I finally got around to reading the 10th book in the series, Into The Gauntlet, which marks the end of the original clue hunt but opens the story up to an even bigger adversary… About that I shall say no more! What I really enjoyed was actually how touching this book was and naturally it’s all down to the kids. Throughout the series the parents or older relatives of the clue hunters have always represented the element of the insane, the obsessive and often the psychotic. At first, the children kept up with their parents but some of the decisions those adults made during the clue hunt have led the kids to start questioning their motivation. At last, when they are all forced together, completely cut off from the poisonous influence of their elders, the penny drops for all of them and their inherent morality takes a stand. I think it’s probably true that the young generation find it hard to maintain the grudges of the older generations, especially when those grudges cause them to take action that is morally wrong. I had thought that the ending would be horribly superficial but I’m so glad it spans most of the book and is as serious as it is because it gives the whole series a point.
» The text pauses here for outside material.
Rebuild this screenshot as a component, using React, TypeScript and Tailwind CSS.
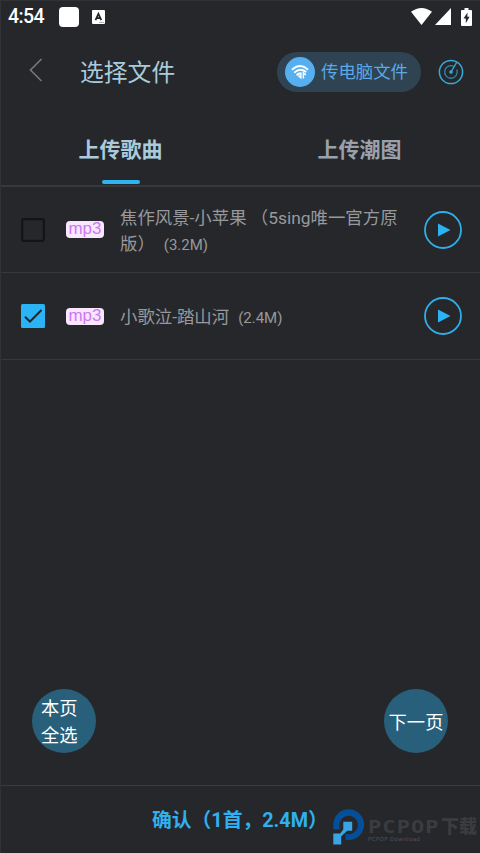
import { useState } from "react";

type Song = {
  id: number;
  name: string;
  size: string;
};

const songs: Song[] = [
  { id: 1, name: "焦作风景-小苹果 （5sing唯一官方原版）", size: "(3.2M)" },
  { id: 2, name: "小歌泣-踏山河", size: "(2.4M)" },
];

const StatusBar = () => (
  <div className="flex h-[31px] items-center pr-[8px] pl-[7px] text-white">
    <span className="w-[51px] text-[19.5px] leading-[31px] font-medium tracking-[-0.6px]">
      4:54
    </span>
    <span className="size-5 rounded-[4px] bg-white" />
    <svg className="ml-[13px]" width="13" height="14" viewBox="0 0 13 14">
      <rect width="13" height="14" rx="1" fill="#fff" />
      <path
        d="M3.5 10.2 6.4 3.8 9.3 10.2M4.6 8.2h3.6"
        fill="none"
        stroke="#222"
        strokeWidth="1.7"
      />
      <path d="M7 12.4h5" stroke="#aaa" />
    </svg>
    <svg className="ml-auto" width="21" height="17" viewBox="0 0 21 17">
      <path d="M0 3.8Q10.5-3.8 21 3.8L10.5 17Z" fill="#fff" />
    </svg>
    <svg className="ml-[3px]" width="16" height="17" viewBox="0 0 16 17">
      <path d="M16 0v17H0Z" fill="#fff" />
    </svg>
    <svg className="ml-[10px]" width="11" height="18" viewBox="0 0 11 18">
      <path d="M3.5 0h4v2H10q1 0 1 1v14q0 1-1 1H1q-1 0-1-1V3q0-1 1-1h2.5Z" fill="#fff" />
      <path d="M6.5 4.5 2.5 10.6h2.3v4.6l3.8-6.4H6.4Z" fill="#26272b" />
    </svg>
  </div>
);

const Header = () => (
  <header className="flex h-20 items-center pr-4 pl-[27px]">
    <svg className="-mt-[5px]" width="16" height="26" viewBox="0 0 16 26">
      <path d="M13.5 2 2.5 13l11 11" fill="none" stroke="#77787c" strokeWidth="1.6" />
    </svg>
    <h1 className="mt-[3px] ml-9 text-[23.8px] font-normal text-[#a9cbdc]">选择文件</h1>
    <button className="ml-auto flex h-10 w-36 items-center gap-1.5 rounded-full bg-[#2f4352] pl-2 text-[17.4px] whitespace-nowrap text-[#5aa9e6]">
      <svg className="shrink-0" width="30" height="30" viewBox="0 0 30 30">
        <circle cx="15" cy="15" r="15" fill="#56b0f0" />
        <g fill="none" stroke="#fff" strokeWidth="1.9" strokeLinecap="round">
          <path d="M7.5 12.2Q15 5.8 22.5 12.2" />
          <path d="M9.8 15.2Q15 10.8 20.6 14.6" />
          <path d="M12.2 17.8Q13.7 16.4 15.6 16.6" />
        </g>
        <path
          d="M15.8 15.5v5.2l-2.4-2M18.4 21.5v-5.6l2.5 2"
          fill="none"
          stroke="#fff"
          strokeWidth="1.5"
        />
      </svg>
      <span className="mt-px">传电脑文件</span>
    </button>
    <svg className="ml-[17px]" width="26" height="26" viewBox="0 0 26 26">
      <g fill="none" stroke="#37a9dc">
        <circle cx="13" cy="13" r="11.6" strokeWidth="1.5" />
        <path
          d="M16.1 7.5A6.3 6.3 0 1 0 18.8 10.6"
          stroke="#3087ad"
          strokeWidth="1.3"
        />
        <path d="M13 13 18.6 3.5" strokeWidth="1.4" />
      </g>
      <circle cx="13" cy="13" r="1.8" fill="#37a9dc" />
    </svg>
  </header>
);

const Tabs = () => (
  <nav className="grid h-[75px] grid-cols-2 border-b-2 border-[#37383c] pr-px text-[21px] font-bold">
    <div className="flex flex-col items-center pt-[22px] text-[#a9cbdc]">
      <span className="leading-8">上传歌曲</span>
      <span className="mt-[14px] h-1 w-[38px] rounded-full bg-[#30b4f0]" />
    </div>
    <div className="flex flex-col items-center pt-[22px] text-[#9ba1ab]">
      <span className="leading-8">上传潮图</span>
    </div>
  </nav>
);

type SongRowProps = {
  song: Song;
  checked: boolean;
  onToggle: () => void;
};

const SongRow: React.FC<SongRowProps> = ({ song, checked, onToggle }) => (
  <li className="flex h-[86px] items-center border-b border-[#37383c] pr-[18px] pl-5 last:h-[87px]">
    <button onClick={onToggle} className="shrink-0">
      <svg width="24" height="24" viewBox="0 0 24 24">
        {checked ? (
          <>
            <rect width="24" height="24" rx="1.5" fill="#2bb3f5" />
            <path d="m4 12.7 5 4.8L20.5 6" fill="none" stroke="#1e252b" strokeWidth="2" />
          </>
        ) : (
          <rect x="1.2" y="1.2" width="21.6" height="21.6" rx="1" fill="none" stroke="#131417" strokeWidth="2.2" />
        )}
      </svg>
    </button>
    <span className="ml-[21px] flex h-[17px] w-[38px] shrink-0 items-center justify-center rounded-[4px] bg-[#f8e7fd] pb-0.5 font-['Liberation_Sans',sans-serif] text-[17px] leading-[17px] text-[#cd78f6]">
      mp3
    </span>
    <p className="mt-0.5 ml-4 w-[290px] text-[17.4px] leading-[26px] text-[#98999c]">
      {song.name}
      <span className="ml-[9px] text-[15px] leading-none">{song.size}</span>
    </p>
    <button className="ml-auto shrink-0">
      <svg width="38" height="38" viewBox="0 0 38 38">
        <circle cx="19" cy="19" r="18" fill="none" stroke="#2fafea" strokeWidth="1.8" />
        <path d="M14 12.5v13L26.5 19Z" fill="#2bb3f5" />
      </svg>
    </button>
  </li>
);

const Watermark = () => (
  <div className="absolute top-[23px] left-[332px] flex text-[#3b3c3f]">
    <svg width="32" height="37" viewBox="0 0 32 37">
      <path d="M.3 20.5V15.5A15.4 15.4 0 1 1 12.5 30.7V24.6A9.2 9.2 0 1 0 6.5 17V20.5Z" fill="#034f9a" />
      <path d="M10.3 12.8H19.2V21.8H14.2L8.2 27.5V35.5H.3V24.5H7.2L10.3 20.5Z" fill="#3aa5e6" />
    </svg>
    <div className="ml-[3px] pt-[9px] whitespace-nowrap">
      <div className="flex items-center text-[18px] leading-[18px] font-black">
        <span className="w-[73px] origin-left scale-x-[1.22] font-['DejaVu_Sans_Mono',monospace] text-[18px] font-bold tracking-[0.9px]">
          PCPOP
        </span>
        <span>下载</span>
      </div>
      <div className="font-['DejaVu_Sans',sans-serif] text-[5.6px] leading-[7px] tracking-[0.3px] text-[#515256]">
        PCPOP Download
      </div>
    </div>
  </div>
);

export default function App() {
  const [selected, setSelected] = useState<number[]>([2]);

  const toggle = (id: number) =>
    setSelected((prev) =>
      prev.includes(id) ? prev.filter((x) => x !== id) : [...prev, id]
    );

  return (
    <div className="flex h-[853px] w-[480px] flex-col overflow-hidden border-t border-l border-[#303236] bg-[#26272b] font-[Roboto,'Noto_Sans_CJK_SC',sans-serif]">
      <StatusBar />
      <Header />
      <Tabs />
      <ul className="flex-1">
        {songs.map((song) => (
          <SongRow
            key={song.id}
            song={song}
            checked={selected.includes(song.id)}
            onToggle={() => toggle(song.id)}
          />
        ))}
      </ul>
      <div className="mb-8 flex justify-between pr-8 pl-[31px] text-[18.3px] leading-[27px] text-white">
        <button
          onClick={() => setSelected(songs.map((s) => s.id))}
          className="size-16 rounded-full bg-[#28607b] pt-0.5 pl-[9px] text-left"
        >
          本页
          <br />
          全选
        </button>
        <button className="size-16 rounded-full bg-[#28607b] pt-0.5 whitespace-nowrap">
          下一页
        </button>
      </div>
      <footer className="relative flex h-[68px] items-center border-t border-[#3a3b3f] pl-[151px]">
        <button className="mt-[3px] text-[19.8px] font-bold whitespace-nowrap text-[#30b0ee]">
          确认（1首，2.4M）
        </button>
        <Watermark />
      </footer>
    </div>
  );
}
I’m a real fan of this series, and even though it’s meant for middle grade kids, they are definitely the kind of books that can also be enjoyed by older teens or adults because they are never patronising. In fact they deal with some pretty heavy issues and I’m glad the writers haven’t shied away from that. I have delved into the online side of the books as they are designed to go hand in hand with a really excellent website – and yes, I have spent hours playing the games and solving the mysteries so I can verify it is a really enjoyable website. The creators have taken great care to bring the clue hunt to life with the cards, the website and the hidden messages in each book and personally I think they have really achieved what they set out to do. It’s a great series: lots of fun but with serious edges, easy to read but not patronising, definitely one I’ll keep reading.